A voltage controller, also called an AC voltage controller or AC regulator is an electronic module based on either thyristors, TRIACs, SCRs or IGBTs, which converts a fixed voltage, fixed frequency alternating current electrical input supply to obtain variable voltage in output delivered to a resistive load. This varied voltage output is used for dimming street lights, varying heating temperatures in homes or industry, speed control of fans and winding machines and many other applications, in a similar fashion to an autotransformer. Voltage controller modules come under the purview of power electronics. Because they are low-maintenance and very efficient, voltage controllers have largely replaced such modules as magnetic amplifiers and saturable reactors in industrial use.
Modes of operation
Voltage controllers work in two different ways; either through "on-and-off control" or through "phase control".
On-and-off control
In an on-and-off controller, thyristors are used to switch on the circuits for a few cycles of voltage and off for certain cycles, thus altering the total RMS voltage value of the output and acting as a high speed AC switch. The rapid switching results in high frequency distortionartifacts which can cause a rise in temperature, and may lead to interference in nearby electronics. Such designs are not practical except in low power applications.

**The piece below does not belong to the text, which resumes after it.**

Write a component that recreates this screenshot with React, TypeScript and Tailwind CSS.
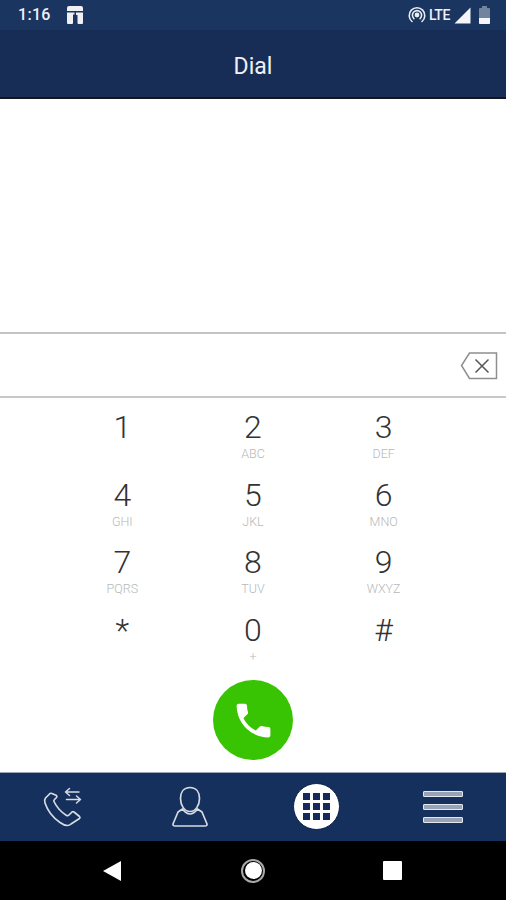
const keys = [
  ["1", ""],
  ["2", "ABC"],
  ["3", "DEF"],
  ["4", "GHI"],
  ["5", "JKL"],
  ["6", "MNO"],
  ["7", "PQRS"],
  ["8", "TUV"],
  ["9", "WXYZ"],
  ["*", ""],
  ["0", "+"],
  ["#", ""],
];

function CarrierIcon() {
  return (
    <svg width="18" height="20" viewBox="0 0 18 20" fill="#eef0f4">
      <path d="M1 3 Q1 1 3 1 H15 Q17 1 17 3 V6 H1 Z" />
      <path d="M1 7.5 H8.5 V9.5 H7 V18 Q7 19 6 19 H2 Q1 19 1 18 Z" />
      <path d="M10 7.5 H17 V18 Q17 19 16 19 H12.5 Q11.5 19 11.5 18 V10 H10 Z" />
    </svg>
  );
}

function HotspotIcon() {
  return (
    <svg width="18" height="18" viewBox="0 0 18 18" fill="none" stroke="#e8ecf3" strokeWidth="1.6" strokeLinecap="round">
      <path d="M4 15.5 A7.8 7.8 0 1 1 14 15.5" />
      <path d="M5.9 12.6 A4.6 4.6 0 1 1 12.1 12.6" />
      <circle cx="9" cy="9" r="1.6" fill="#e8ecf3" />
    </svg>
  );
}

function SignalIcon() {
  return (
    <svg width="17" height="17" viewBox="0 0 17 17">
      <path d="M16.5 0.5 V16.5 H0.5 Z" fill="#f4f6f9" />
    </svg>
  );
}

function BatteryIcon() {
  return (
    <div className="flex h-[18px] w-[11px] flex-col items-center">
      <div className="h-[2px] w-[5px] bg-[#72839f]" />
      <div className="flex flex-1 w-full flex-col justify-end rounded-[1px] bg-[#72839f]">
        <div className="h-[6px] w-full rounded-b-[1px] bg-[#f4f6f9]" />
      </div>
    </div>
  );
}

function BackspaceIcon() {
  return (
    <svg width="38" height="28" viewBox="0 0 38 28" fill="none" stroke="#8f8f8f" strokeWidth="1.5">
      <path d="M9.5 1 H36.5 V26.5 H9.5 L1.5 13.5 Z" />
      <path d="M15.5 7.5 L28.5 20.5 M28.5 7.5 L15.5 20.5" stroke="#555555" />
    </svg>
  );
}

function PhoneIcon() {
  return (
    <svg width="45" height="45" viewBox="0 0 24 24" fill="#ffffff">
      <path d="M6.62 10.79c1.44 2.83 3.76 5.14 6.59 6.59l2.2-2.2c.27-.27.67-.36 1.02-.24 1.12.37 2.33.57 3.57.57.55 0 1 .45 1 1V20c0 .55-.45 1-1 1-9.39 0-17-7.61-17-17 0-.55.45-1 1-1h3.5c.55 0 1 .45 1 1 0 1.25.2 2.45.57 3.57.11.35.03.74-.25 1.02l-2.2 2.2z" />
    </svg>
  );
}

function CallsIcon() {
  return (
    <svg width="40" height="42" viewBox="0 0 40 42" fill="none" stroke="#d5dae3" strokeWidth="1.7" strokeLinejoin="round" strokeLinecap="round">
      <path d="M7 7.5 L2.5 12 Q1 14 2 17 Q6 29 17 36.5 Q21 39.5 24.5 39.5 Q26.5 39.5 28 38 L36.5 32.5 Q37.5 31.5 36.5 30.5 L31 26 Q30 25.3 29 26 L26 29 Q25 30 23.5 29.5 Q15 24 11 15.5 Q10.5 14.5 11.5 13.5 L13.5 11.5 Q14.2 10.5 13.5 9.5 L9 7.5 Q8 7 7 7.5 Z" />
      <path d="M36 6 H22.5 M26.5 2.5 L22.5 6 L26.5 9.5" strokeWidth="1.5" />
      <path d="M23.5 13.5 H37.5 M33.5 10 L37.5 13.5 L33.5 17" strokeWidth="1.5" />
    </svg>
  );
}

function ContactIcon() {
  return (
    <svg width="36" height="42" viewBox="0 0 36 42" fill="none" stroke="#d5dae3" strokeWidth="1.7" strokeLinejoin="round">
      <path d="M18 1.5 C24.5 1.5 27.5 6.5 27.5 12.5 C27.5 19.5 23.5 25.5 18 25.5 C12.5 25.5 8.5 19.5 8.5 12.5 C8.5 6.5 11.5 1.5 18 1.5 Z" />
      <path d="M10.5 23 L6 26 L1 38 Q0.8 40 3 40 H33 Q35.2 40 35 38 L30 26 L25.5 23 Q18 33 10.5 23 Z" />
    </svg>
  );
}

function MenuIcon() {
  return (
    <div className="flex w-10 flex-col gap-[7px]">
      <div className="h-[6px] rounded-[1px] border border-[#e4e7ed] bg-[#98a3b8]" />
      <div className="h-[6px] rounded-[1px] border border-[#e4e7ed] bg-[#98a3b8]" />
      <div className="h-[6px] rounded-[1px] border border-[#e4e7ed] bg-[#98a3b8]" />
    </div>
  );
}

function DialpadIcon() {
  return (
    <div className="flex h-[47px] w-[47px] items-center justify-center rounded-full border border-[#0d1f47] bg-white">
      <div className="grid grid-cols-3 gap-[3px]">
        {Array.from({ length: 9 }).map((_, i) => (
          <div key={i} className="h-[7px] w-[7px] bg-[#15295a]" />
        ))}
      </div>
    </div>
  );
}

export default function App() {
  return (
    <div className="flex h-[900px] w-[506px] flex-col overflow-hidden bg-white font-['Roboto',sans-serif]">
      {/* status bar */}
      <div className="flex h-[30px] items-center bg-[#1a3560] pl-[18px] pr-[16px] text-[#eef1f6]">
        <span className="text-[16px] font-medium leading-none tracking-[0.3px]">1:16</span>
        <div className="ml-[15px]">
          <CarrierIcon />
        </div>
        <div className="ml-auto flex items-center">
          <HotspotIcon />
          <span className="ml-[3px] w-[23px] text-[14px] font-medium leading-none tracking-[-0.5px]">LTE</span>
          <div className="ml-[2px]">
            <SignalIcon />
          </div>
          <div className="ml-[8px]">
            <BatteryIcon />
          </div>
        </div>
      </div>

      {/* app bar */}
      <div className="flex h-[67px] items-center justify-center bg-[#172d55] pt-[7px] text-[23px] text-[#eef1f6]">
        Dial
      </div>
      <div className="h-[2px] bg-[#15161b]" />

      {/* call list area */}
      <div className="h-[235px] border-b-2 border-[#c4c4c4]" />

      {/* number input */}
      <div className="flex h-[62px] items-center justify-end pr-[8px] pt-[2px]">
        <BackspaceIcon />
      </div>
      <div className="h-[2px] bg-[#c8c8c8]" />

      {/* keypad */}
      <div className="mx-[57px] grid grid-cols-3 pt-[8px]">
        {keys.map(([digit, letters]) => (
          <div key={digit} className="flex h-[67.5px] flex-col items-center">
            <span className="h-[41px] text-[32px] font-light leading-[42px] text-[#333333]">{digit}</span>
            <span className="text-[12.5px] font-light leading-[13px] text-[#b8b8b8]">{letters}</span>
          </div>
        ))}
      </div>

      {/* call button */}
      <div className="flex justify-center pt-[4px]">
        <div className="flex h-[80px] w-[80px] items-center justify-center rounded-full bg-[#38c403]">
          <PhoneIcon />
        </div>
      </div>

      {/* bottom nav */}
      <div className="mt-auto grid h-[69px] grid-cols-4 border-t border-[#9aa5b8] bg-[#15305c] pb-[1px]">
        <div className="flex items-center justify-center"><CallsIcon /></div>
        <div className="flex items-center justify-center"><ContactIcon /></div>
        <div className="flex items-center justify-center"><DialpadIcon /></div>
        <div className="flex items-center justify-center"><MenuIcon /></div>
      </div>

      {/* android nav */}
      <div className="grid h-[59px] shrink-0 grid-cols-[228px_50px_228px] items-center bg-black">
        <div className="flex justify-end pr-[106px]">
          <svg width="20" height="22" viewBox="0 0 20 22">
            <path d="M19 1 V21 L1 11 Z" fill="#ffffff" />
          </svg>
        </div>
        <div className="flex justify-center">
          <div className="flex h-[24px] w-[24px] items-center justify-center rounded-full border-2 border-[#a8a8a8]">
            <div className="h-[17px] w-[17px] rounded-full bg-white" />
          </div>
        </div>
        <div className="pl-[105px]">
          <div className="h-[19px] w-[19px] rounded-[1px] bg-white" />
        </div>
      </div>
    </div>
  );
}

In phase angle control, thyristors are used to halve the voltage cycle during input. By controlling the phase angle or trigger angle, the output RMS voltage of the load can be varied. The thyristor is turned on for every half-cycle and switched off for each remaining half-cycle. The phase angle is the position at which the thyristor is switched on. TRIACs are often used instead of thyristors to perform the same function for better efficiency. If the load is a combination of resistance and inductance, the current cycle lags the voltage cycle, decreasing overall power output.
Types of voltage controllers
There are essentially two types of voltage controllers: single-phase voltage controllers which control voltage of 230 rms, 50–60 Hz power supply, and three-phase voltage controllers which control 400 rms voltage, 50–60 Hz power supply.
Restrictions on use
Voltage controllers are only used under certain conditions: .
There has to be a load for a voltage controller to function: Since voltage controllers use thyristors for varying voltage, they need some kind of resistive load at the end to function.
The overall power is reduced by any inductive component of the resistive load.
The load has to be of increasing torque in nature: Voltage controllers can alter the speed of a motor by altering the incoming voltage, but the motor must have an increasing torque load. Voltage controllers are not suitable for a constant torque application. An example of an increasing torque application would be a wire winding machine: the initial load is almost zero as there is no wire wound at the beginning, with time the wire wound increases, thus increasing the torque proportionally. A voltage controller would be suitable here for increasing or decreasing the speed of the winding machine.
The starting torque must be low: The motor attached to the voltage controller is usually never started with high starting torque ; supplying a low voltage to a motor with a high load can heat up the motor and burn its windings.